Objective ▸
Which lines hold the string "components"? Copy every one of them.
--------------------------------
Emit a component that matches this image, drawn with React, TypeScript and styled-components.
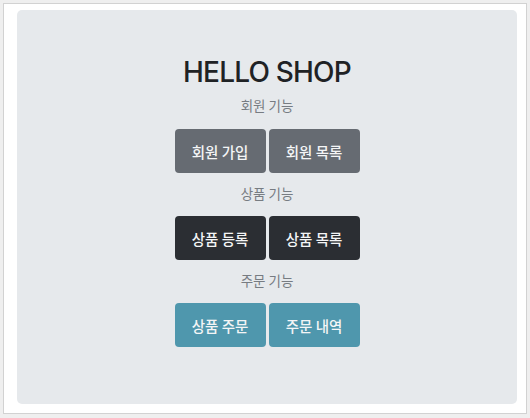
import styled, { createGlobalStyle } from "styled-components";

const GlobalStyle = createGlobalStyle`
  html, body {
    margin: 0;
    padding: 0;
    background: #efefef;
  }
  body {
    font-family: "Inter", "Noto Sans CJK KR", sans-serif;
  }
`;

type Variant = "secondary" | "dark" | "info";

const variantColors: Record<Variant, string> = {
  secondary: "#666b72",
  dark: "#2b2e33",
  info: "#4f97ad",
};

const sections: { title: string; variant: Variant; buttons: string[] }[] = [
  { title: "회원 기능", variant: "secondary", buttons: ["회원 가입", "회원 목록"] },
  { title: "상품 기능", variant: "dark", buttons: ["상품 등록", "상품 목록"] },
  { title: "주문 기능", variant: "info", buttons: ["상품 주문", "주문 내역"] },
];

export default function App() {
  return (
    <>
      <GlobalStyle />
      <Frame>
        <Jumbotron>
          <Title>HELLO SHOP</Title>
          {sections.map((s) => (
            <Section key={s.title}>
              <Label>{s.title}</Label>
              <ButtonRow>
                {s.buttons.map((b) => (
                  <ActionButton key={b} type="button" $variant={s.variant}>
                    {b}
                  </ActionButton>
                ))}
              </ButtonRow>
            </Section>
          ))}
        </Jumbotron>
      </Frame>
    </>
  );
}

const Frame = styled.div`
  box-sizing: border-box;
  margin: 3px 3px 4px 3px;
  width: 524px;
  height: 411px;
  background: #ffffff;
  border: 1px solid #d2d2d2;
  padding: 6px 9px 9px 13px;
  display: flex;
`;

const Jumbotron = styled.div`
  flex: 1;
  background: #e6e9ec;
  border-radius: 5px;
  padding-top: 45px;
  display: flex;
  flex-direction: column;
  align-items: center;
`;

const Title = styled.h1`
  margin: 0;
  height: 34px;
  line-height: 34px;
  font-family: "Inter", "Liberation Sans", sans-serif;
  font-size: 28px;
  font-weight: 500;
  letter-spacing: -0.8px;
  color: #1f2225;
`;

const Section = styled.div`
  display: flex;
  flex-direction: column;
  align-items: center;
`;

const Label = styled.div`
  margin: 6px 0 13px;
  height: 21px;
  line-height: 21px;
  font-family: "Noto Sans CJK KR", sans-serif;
  font-size: 13.5px;
  color: #777c82;

  ${Section} + ${Section} & {
    margin: 10px 0 12px;
  }
`;

const ButtonRow = styled.div`
  display: flex;
  gap: 3px;
`;

const ActionButton = styled.button<{ $variant: Variant }>`
  width: 91px;
  height: 44px;
  border: none;
  border-radius: 4px;
  background: ${({ $variant }) => variantColors[$variant]};
  color: #f4f5f6;
  font-family: "Noto Sans CJK KR", sans-serif;
  font-size: 14.5px;
  font-weight: 500;
  padding: 0;
  cursor: pointer;
`;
--------------------------------
Task response ▸
Emit a component that matches this image, drawn with React, TypeScript and styled-components.
import styled, { createGlobalStyle } from "styled-components";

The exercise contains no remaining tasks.